BROOKS, Edward M.1, STEIN, Seth1, SPENCER, Bruce D.2, SALDITCH, Leah1, NEELY, James S.1, PETERSEN, Mark David3 and MCNAMARA, Daniel E.4, (1)Earth and Planetary Sciences, Northwestern University, 2145 Sheridan Road, Evanston, IL 60208, (2)Department of Statistics and Institute for Policy Research, Northwestern University, Evanston, IL 60208, (3)Geologic Hazards Team, U.S. Geological Survey, Denver Federal Center, MS 966, Box 25046, Denver, CO 80225, (4)US Geological Survey, Geologic Hazards Science Center, 1711 Illinois Street, Golden, CO 80401

Seismicity rates in the central United States have increased dramatically in the past decade due to the underground injection of wastewater produced by oil and gas extraction. In response to the increased seismic activity, the USGS began creating one-year probabilistic hazard models and maps to describe the increased hazard posed to the central and eastern United States. Using the intensity of shaking reported to the “Did You Feel It?” system, we assessed the performance of the 2016 model using metrics to quantify the performance of hazard models and describe different characteristics of map behavior.
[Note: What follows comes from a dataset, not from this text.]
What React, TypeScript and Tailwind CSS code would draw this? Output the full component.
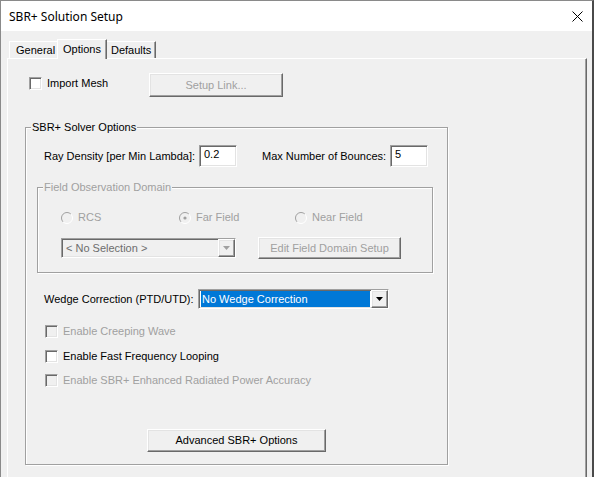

By both the fractional exceedance metric, which describes how well a probabilistic model compares to a shaking record, and the squared misfit metric, which measures how similar a shaking record is to the predictions of a model, we found the map to work well. The model was remade the following year with an updated earthquake catalogue. Here, we assess the 2017 model’s performance using the same methodology. The 2017 model overpredicted shaking in the area surrounding Oklahoma, where most of the injection activity occurred. Unexpected events in Montana and Delaware resulted in shaking exceeding expectations elsewhere. Despite these discrepancies, overall the 2017 model performed well, with only slightly worse metrics than the prior year. Analysis of different sub-regions— including Oklahoma and surrounding states, Montana, and the east coast— categorizes performance by different metrics in different locations. The aggregate, with all the sub-regions combined, yields a map that works well as a probabilistic model, indicating that the model for generating these one-year maps is robust and useful. These results imply that one-year induced seismicity hazard maps have the potential to be valuable tools for policy makers and regulators in managing the seismic risks associated with unconventional oil and gas production and informing decisions pertaining to induced seismic hazard.